**Your task:** Return the data exactly, with all pictures removed.

**Stored data:**
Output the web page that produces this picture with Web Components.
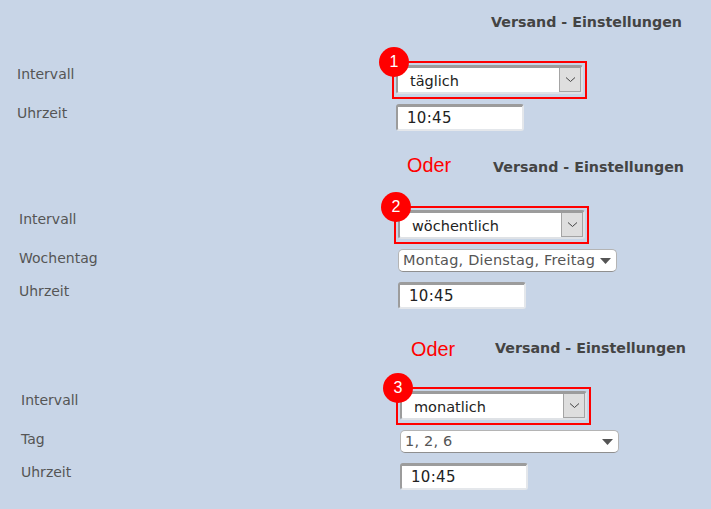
<!DOCTYPE html>
<html lang="de">
<head>
<meta charset="utf-8">
<title>Versand - Einstellungen</title>
<style>
  html, body { margin: 0; background: #c8d5e7; }
  body { width: 711px; height: 509px; overflow: hidden; font-family: "DejaVu Sans", Verdana, sans-serif; }
  main { display: flex; flex-direction: column; padding-top: 10px; }
  send-settings.second { margin: 24px 0 0 2px; --oder-gap: 7px; --oder-shift: -4px; }
  send-settings.third { margin: 27px 0 0 4px; --oder-gap: 9px; --oder-shift: 3px; }
</style>
</head>
<body>
<main>
  <send-settings>
    <setting-row label="Intervall" first><combo-select badge="1">täglich</combo-select></setting-row>
    <setting-row label="Uhrzeit"><time-field>10:45</time-field></setting-row>
  </send-settings>

  <send-settings class="second" oder>
    <setting-row label="Intervall" first><combo-select badge="2">wöchentlich</combo-select></setting-row>
    <setting-row label="Wochentag"><multi-select>Montag, Dienstag, Freitag</multi-select></setting-row>
    <setting-row label="Uhrzeit" spaced><time-field>10:45</time-field></setting-row>
  </send-settings>

  <send-settings class="third" oder>
    <setting-row label="Intervall" first><combo-select badge="3">monatlich</combo-select></setting-row>
    <setting-row label="Tag"><multi-select>1, 2, 6</multi-select></setting-row>
    <setting-row label="Uhrzeit" spaced><time-field>10:45</time-field></setting-row>
  </send-settings>
</main>

<script>
// One "Versand - Einstellungen" block: heading line, then the rows
class SendSettings extends HTMLElement {
  constructor() {
    super();
    this.attachShadow({ mode: 'open' });
  }

  connectedCallback() {
    const oder = this.hasAttribute('oder') ? '<span class="oder">Oder</span>' : '';
    this.shadowRoot.innerHTML = `
      <style>
        :host {
          display: flex;
          flex-direction: column;
          width: 682px;
        }
        .head {
          display: flex;
          align-items: center;
          height: 24px;
          margin-bottom: 27px;
          padding-left: 398px;
          box-sizing: border-box;
        }
        .oder {
          margin-left: var(--oder-gap, 9px);
          margin-top: var(--oder-shift, -4px);
          font: 19.8px "Liberation Sans", Arial, sans-serif;
          color: #ff0000;
        }
        h2 {
          margin: 0 0 0 auto;
          font: bold 14.25px "DejaVu Sans", Verdana, sans-serif;
          color: #444444;
          white-space: nowrap;
        }
        .rows {
          display: flex;
          flex-direction: column;
          gap: 5px;
        }
      </style>
      <div class="head">${oder}<h2>Versand - Einstellungen</h2></div>
      <div class="rows"><slot></slot></div>
    `;
  }
}

// Label on the left, control in the right column
class SettingRow extends HTMLElement {
  constructor() {
    super();
    this.attachShadow({ mode: 'open' });
  }

  connectedCallback() {
    this.shadowRoot.innerHTML = `
      <style>
        :host {
          display: grid;
          grid-template-columns: 375px auto;
          padding-left: 17px;
        }
        :host([spaced]) { margin-top: 5px; }
        .label {
          font-size: 14px;
          line-height: 18px;
          color: #555555;
        }
        :host([first]) .label { padding-top: 4px; }
      </style>
      <div class="label">${this.getAttribute('label')}</div>
      <div><slot></slot></div>
    `;
  }
}

// Marked-up dropdown: red frame, numbered badge, field with chevron button
class ComboSelect extends HTMLElement {
  constructor() {
    super();
    this.attachShadow({ mode: 'open' });
  }

  connectedCallback() {
    this.shadowRoot.innerHTML = `
      <style>
        :host {
          display: block;
          position: relative;
          width: 195px;
          height: 38px;
          box-sizing: border-box;
          border: 2px solid #ff0000;
          padding: 2px 2px;
        }
        .badge {
          position: absolute;
          left: -15px;
          top: -16px;
          width: 30px;
          height: 30px;
          border-radius: 50%;
          background: #ff0000;
          color: #ffffff;
          font: 16px/30px "Liberation Sans", Arial, sans-serif;
          text-align: center;
        }
        .field {
          display: flex;
          align-items: stretch;
          height: 29px;
          box-sizing: border-box;
          border-style: solid;
          border-width: 3px 2px 2px 2px;
          border-color: #9c9c9c #dfe2e6 #dfe2e6 #9c9c9c;
          border-radius: 3px;
          background: #ffffff;
        }
        .text {
          flex: 1;
          padding-left: 12px;
          font-size: 14.5px;
          line-height: 27px;
          color: #222222;
        }
        .btn {
          display: flex;
          align-items: center;
          justify-content: center;
          width: 20px;
          border: 1px solid #a4a4a4;
          border-top: 0;
          background: #dedede;
        }
      </style>
      <span class="badge">${this.getAttribute('badge')}</span>
      <div class="field">
        <div class="text"><slot></slot></div>
        <div class="btn">
          <svg width="11" height="7" viewBox="0 0 11 7"><path d="M1 1.5 L5.5 5.5 L10 1.5" fill="none" stroke="#444" stroke-width="1"/></svg>
        </div>
      </div>
    `;
  }
}

// Rounded multi-value dropdown with a solid caret
class MultiSelect extends HTMLElement {
  constructor() {
    super();
    this.attachShadow({ mode: 'open' });
  }

  connectedCallback() {
    this.shadowRoot.innerHTML = `
      <style>
        :host {
          display: flex;
          align-items: center;
          justify-content: space-between;
          width: 219px;
          height: 23px;
          box-sizing: border-box;
          margin-left: 4px;
          padding: 0 5px 2px 4px;
          border: 1px solid #b4b4b4;
          border-bottom-color: #8f8f8f;
          border-radius: 5px;
          background: #ffffff;
          font-size: 14.5px;
          letter-spacing: 0.2px;
          color: #555555;
          white-space: nowrap;
        }
        svg { flex: none; margin-top: 2px; }
      </style>
      <span><slot></slot></span>
      <svg width="11" height="6" viewBox="0 0 11 6"><path d="M0 0 H11 L5.5 6 Z" fill="#555"/></svg>
    `;
  }
}

// Time input with the old inset border
class TimeField extends HTMLElement {
  constructor() {
    super();
    this.attachShadow({ mode: 'open' });
  }

  connectedCallback() {
    this.shadowRoot.innerHTML = `
      <style>
        :host {
          display: block;
          width: 128px;
          height: 27px;
          box-sizing: border-box;
          margin-left: 4px;
          padding-left: 9px;
          border-style: solid;
          border-width: 3px 2px 2px 2px;
          border-color: #9c9c9c #e4e7eb #e4e7eb #9c9c9c;
          border-radius: 3px;
          background: #ffffff;
          font-size: 15px;
          letter-spacing: 0.3px;
          line-height: 22px;
          color: #222222;
        }
      </style>
      <slot></slot>
    `;
  }
}

customElements.define('send-settings', SendSettings);
customElements.define('setting-row', SettingRow);
customElements.define('combo-select', ComboSelect);
customElements.define('multi-select', MultiSelect);
customElements.define('time-field', TimeField);
</script>
</body>
</html>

**Response to the task:**
Output the web page that produces this picture with Web Components.
<!DOCTYPE html>
<html lang="de">
<head>
<meta charset="utf-8">
<title>Versand - Einstellungen</title>
<style>
  html, body { margin: 0; background: #c8d5e7; }
  body { width: 711px; height: 509px; overflow: hidden; font-family: "DejaVu Sans", Verdana, sans-serif; }
  main { display: flex; flex-direction: column; padding-top: 10px; }
  send-settings.second { margin: 24px 0 0 2px; --oder-gap: 7px; --oder-shift: -4px; }
  send-settings.third { margin: 27px 0 0 4px; --oder-gap: 9px; --oder-shift: 3px; }
</style>
</head>
<body>
<main>
  <send-settings>
    <setting-row label="Intervall" first><combo-select badge="1">täglich</combo-select></setting-row>
    <setting-row label="Uhrzeit"><time-field>10:45</time-field></setting-row>
  </send-settings>

  <send-settings class="second" oder>
    <setting-row label="Intervall" first><combo-select badge="2">wöchentlich</combo-select></setting-row>
    <setting-row label="Wochentag"><multi-select>Montag, Dienstag, Freitag</multi-select></setting-row>
    <setting-row label="Uhrzeit" spaced><time-field>10:45</time-field></setting-row>
  </send-settings>

  <send-settings class="third" oder>
    <setting-row label="Intervall" first><combo-select badge="3">monatlich</combo-select></setting-row>
    <setting-row label="Tag"><multi-select>1, 2, 6</multi-select></setting-row>
    <setting-row label="Uhrzeit" spaced><time-field>10:45</time-field></setting-row>
  </send-settings>
</main>

<script>
// One "Versand - Einstellungen" block: heading line, then the rows
class SendSettings extends HTMLElement {
  constructor() {
    super();
    this.attachShadow({ mode: 'open' });
  }

  connectedCallback() {
    const oder = this.hasAttribute('oder') ? '<span class="oder">Oder</span>' : '';
    this.shadowRoot.innerHTML = `
      <style>
        :host {
          display: flex;
          flex-direction: column;
          width: 682px;
        }
        .head {
          display: flex;
          align-items: center;
          height: 24px;
          margin-bottom: 27px;
          padding-left: 398px;
          box-sizing: border-box;
        }
        .oder {
          margin-left: var(--oder-gap, 9px);
          margin-top: var(--oder-shift, -4px);
          font: 19.8px "Liberation Sans", Arial, sans-serif;
          color: #ff0000;
        }
        h2 {
          margin: 0 0 0 auto;
          font: bold 14.25px "DejaVu Sans", Verdana, sans-serif;
          color: #444444;
          white-space: nowrap;
        }
        .rows {
          display: flex;
          flex-direction: column;
          gap: 5px;
        }
      </style>
      <div class="head">${oder}<h2>Versand - Einstellungen</h2></div>
      <div class="rows"><slot></slot></div>
    `;
  }
}

// Label on the left, control in the right column
class SettingRow extends HTMLElement {
  constructor() {
    super();
    this.attachShadow({ mode: 'open' });
  }

  connectedCallback() {
    this.shadowRoot.innerHTML = `
      <style>
        :host {
          display: grid;
          grid-template-columns: 375px auto;
          padding-left: 17px;
        }
        :host([spaced]) { margin-top: 5px; }
        .label {
          font-size: 14px;
          line-height: 18px;
          color: #555555;
        }
        :host([first]) .label { padding-top: 4px; }
      </style>
      <div class="label">${this.getAttribute('label')}</div>
      <div><slot></slot></div>
    `;
  }
}

// Marked-up dropdown: red frame, numbered badge, field with chevron button
class ComboSelect extends HTMLElement {
  constructor() {
    super();
    this.attachShadow({ mode: 'open' });
  }

  connectedCallback() {
    this.shadowRoot.innerHTML = `
      <style>
        :host {
          display: block;
          position: relative;
          width: 195px;
          height: 38px;
          box-sizing: border-box;
          border: 2px solid #ff0000;
          padding: 2px 2px;
        }
        .badge {
          position: absolute;
          left: -15px;
          top: -16px;
          width: 30px;
          height: 30px;
          border-radius: 50%;
          background: #ff0000;
          color: #ffffff;
          font: 16px/30px "Liberation Sans", Arial, sans-serif;
          text-align: center;
        }
        .field {
          display: flex;
          align-items: stretch;
          height: 29px;
          box-sizing: border-box;
          border-style: solid;
          border-width: 3px 2px 2px 2px;
          border-color: #9c9c9c #dfe2e6 #dfe2e6 #9c9c9c;
          border-radius: 3px;
          background: #ffffff;
        }
        .text {
          flex: 1;
          padding-left: 12px;
          font-size: 14.5px;
          line-height: 27px;
          color: #222222;
        }
        .btn {
          display: flex;
          align-items: center;
          justify-content: center;
          width: 20px;
          border: 1px solid #a4a4a4;
          border-top: 0;
          background: #dedede;
        }
      </style>
      <span class="badge">${this.getAttribute('badge')}</span>
      <div class="field">
        <div class="text"><slot></slot></div>
        <div class="btn">
          <svg width="11" height="7" viewBox="0 0 11 7"><path d="M1 1.5 L5.5 5.5 L10 1.5" fill="none" stroke="#444" stroke-width="1"/></svg>
        </div>
      </div>
    `;
  }
}

// Rounded multi-value dropdown with a solid caret
class MultiSelect extends HTMLElement {
  constructor() {
    super();
    this.attachShadow({ mode: 'open' });
  }

  connectedCallback() {
    this.shadowRoot.innerHTML = `
      <style>
        :host {
          display: flex;
          align-items: center;
          justify-content: space-between;
          width: 219px;
          height: 23px;
          box-sizing: border-box;
          margin-left: 4px;
          padding: 0 5px 2px 4px;
          border: 1px solid #b4b4b4;
          border-bottom-color: #8f8f8f;
          border-radius: 5px;
          background: #ffffff;
          font-size: 14.5px;
          letter-spacing: 0.2px;
          color: #555555;
          white-space: nowrap;
        }
        svg { flex: none; margin-top: 2px; }
      </style>
      <span><slot></slot></span>
      <svg width="11" height="6" viewBox="0 0 11 6"><path d="M0 0 H11 L5.5 6 Z" fill="#555"/></svg>
    `;
  }
}

// Time input with the old inset border
class TimeField extends HTMLElement {
  constructor() {
    super();
    this.attachShadow({ mode: 'open' });
  }

  connectedCallback() {
    this.shadowRoot.innerHTML = `
      <style>
        :host {
          display: block;
          width: 128px;
          height: 27px;
          box-sizing: border-box;
          margin-left: 4px;
          padding-left: 9px;
          border-style: solid;
          border-width: 3px 2px 2px 2px;
          border-color: #9c9c9c #e4e7eb #e4e7eb #9c9c9c;
          border-radius: 3px;
          background: #ffffff;
          font-size: 15px;
          letter-spacing: 0.3px;
          line-height: 22px;
          color: #222222;
        }
      </style>
      <slot></slot>
    `;
  }
}

customElements.define('send-settings', SendSettings);
customElements.define('setting-row', SettingRow);
customElements.define('combo-select', ComboSelect);
customElements.define('multi-select', MultiSelect);
customElements.define('time-field', TimeField);
</script>
</body>
</html>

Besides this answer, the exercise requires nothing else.